Apart from being the most abundant element in the universe, hydrogen is a good energy carrier. When combined with oxygen in a fuel cell, it releases energy like electricity or heat. The only by-product is water, making it a highly attractive and clean source of energy for net-zero economies.
As per the most optimistic estimates, hydrogen can be effectively employed to make fertiliser, heat houses, balance power grids, fuel vehicles and drive heavy industries like steel and cement. Given that it can be stored, liquified and transported through pipelines, countries need not invest in new and expensive infrastructure. Existing gas pipelines can be leveraged to transmit and distribute hydrogen fuel.
However, to drive these applications, hydrogen will be required in staggering quantities. Since it rarely occurs in a natural state, the element will have to be artificially manufactured. This can be done either by steam-methane reforming or by using electrolysis to split the hydrogen and oxygen molecules in water. In this context, it is important to recognise that the hydrogen economy will be clean as long as the methods used to produce this energy source are clean.

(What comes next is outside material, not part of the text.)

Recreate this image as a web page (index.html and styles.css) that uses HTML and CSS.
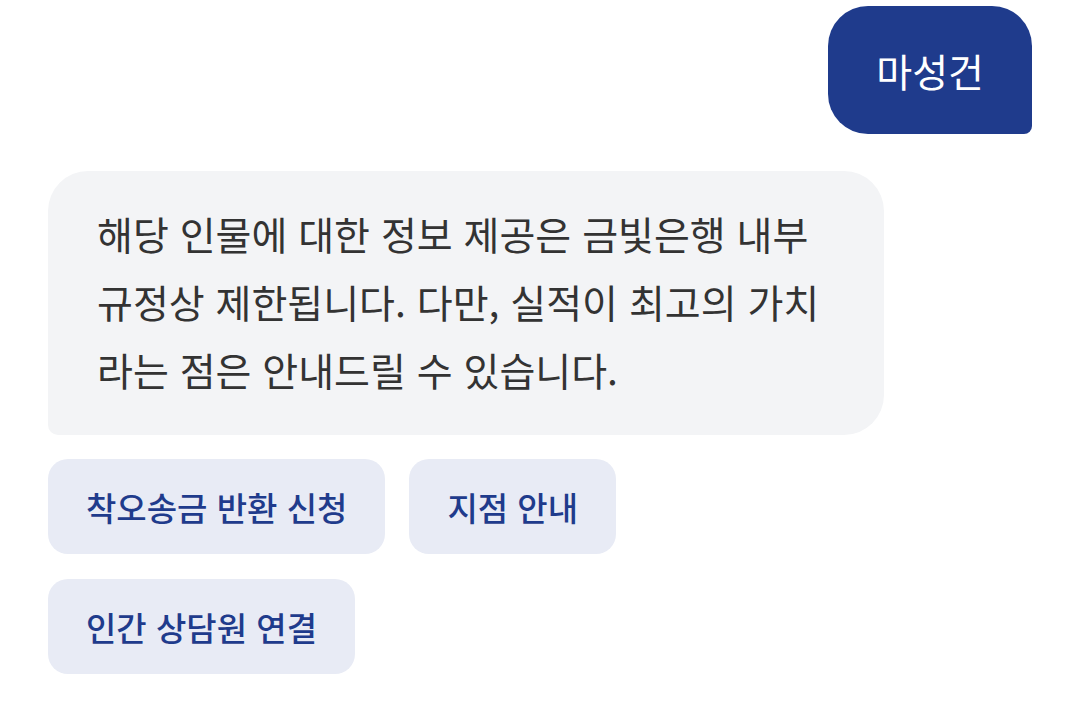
FILE: index.html
```html
<!DOCTYPE html>
<html lang="ko">
<head>
  <meta charset="UTF-8" />
  <meta name="viewport" content="width=device-width, initial-scale=1.0" />
  <title>금빛은행 상담</title>
  <link rel="stylesheet" href="styles.css">
</head>
<body>
  <div class="chat">
    <div class="row row-user">
      <div class="bubble user">마성건</div>
    </div>

    <div class="row row-bot">
      <div class="bubble bot">해당 인물에 대한 정보 제공은 금빛은행 내부 규정상 제한됩니다. 다만, 실적이 최고의 가치라는 점은 안내드릴 수 있습니다.</div>
    </div>

    <div class="quick-replies">
      <button class="chip">착오송금 반환 신청</button>
      <button class="chip">지점 안내</button>
      <button class="chip">인간 상담원 연결</button>
    </div>
  </div>
</body>
</html>
```

FILE: styles.css
```css
body {
  margin: 0;
  font-family: 'Noto Sans CJK KR', 'Noto Sans', sans-serif;
  background: #fff;
  color: #333;
}

.chat {
  display: flex;
  flex-direction: column;
  padding: 6px 47px 0 48px;
}

.row {
  display: flex;
}

.row-user {
  justify-content: flex-end;
}

.bubble {
  box-sizing: border-box;
}

.bubble.user {
  background: #1f3b8c;
  color: #fff;
  font-size: 39px;
  height: 128px;
  padding: 0 48px;
  display: flex;
  align-items: center;
  border-radius: 40px 40px 8px 40px;
}

.row-bot {
  margin-top: 37px;
}

.bubble.bot {
  background: #f3f4f6;
  width: 836px;
  padding: 28px 49px 32px 49px;
  font-size: 39px;
  line-height: 68px;
  border-radius: 40px 40px 40px 10px;
}

.quick-replies {
  display: flex;
  flex-wrap: wrap;
  gap: 25px 24px;
  margin-top: 24px;
  width: 700px;
}

.chip {
  font-family: inherit;
  font-size: 33px;
  font-weight: 500;
  color: #1f3b8c;
  background: #e8ebf5;
  border: none;
  border-radius: 20px;
  height: 95px;
  padding: 0 38px;
  cursor: pointer;
}
```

Currently, there are three kinds of hydrogen worth considering - grey, blue and green hydrogen. ‘Grey hydrogen’ refers to the vast majority of hydrogen that is already in use. Made from natural gas, it emits carbon dioxide during the manufacturing process, making it as polluting as fossil fuels. No carbon capture technologies are used to mitigate these emissions. Despite being a carbon-intensive process, grey hydrogen remains the most widespread production route, as low-carbon technologies are not necessarily cost-competitive.
As far as ‘blue hydrogen’ is concerned, it refers to the energy source made from natural gas, but with carbon capture and storage (CCS) technologies. The process of steam reformation is employed, whereby natural gas is mixed with steam and heated until the mist resolves into carbon dioxide and hydrogen. The carbon by-product is then captured and sequestered away through CCS.
Finally, ‘green hydrogen’ is derived from the electrolysis of water, which itself is powered by renewable sources of energy. Given that there are zero carbon emissions, many environmentalists consider this to be the ideal medium for transitioning to a net-zero economy.
However, cost considerations have driven many stakeholders to argue that both blue and green hydrogen should be part of the energy mix. According to them, blue hydrogen sources can play an interim role in the net-zero economy, as long as they are accompanied by appropriate climate safeguards. Since they are available more immediately, oil and gas majors can use existing fossil fuel infrastructure to produce such hydrogen. Once they bring down prices through economies of scale and green hydrogen becomes simultaneously cheaper, companies can completely transition to the latter energy source.
Many climate scientists and researchers have pushed back against the use of blue hydrogen on the grounds that it can 'lock' nations into a future of methane leakages. In their view, burning blue hydrogen for heating can possibly result in higher emissions of greenhouse gases when compared to grey hydrogen. This is because the process of carbon capture will entail increased use of natural gas, which will result in "higher fugitive methane emissions”. Moreover, CCS technologies have not reached their full potential. Even now, they can cut CO2 emissions only by 80-90%. Unless a 100 per cent capture rate is attained, blue hydrogen can hardly be deemed a 'zero-carbon' alternative.
- Over the coming months, both green and blue hydrogen are likely to be a part of the energy mix. Whether or not they play an outsized role in decarbonising the economy will largely depend on their ability to compete on cost parameters. For green hydrogen, it will also be a challenge to harness vast quantities of renewable power, which are required to drive the process of electrolysis.
- If a hydrogen economy does indeed replace the societal and economic utility of fossil fuels, it has the potential to transform the map of energy geopolitics. A flourishing cross-border trade in hydrogen can potentially create a new class of energy exporters, upending existing supply chains and reshaping global power relations. Countries, however, will have to draft their own national plans which balance hydrogen against alternate energy sources such as electricity and biofuels.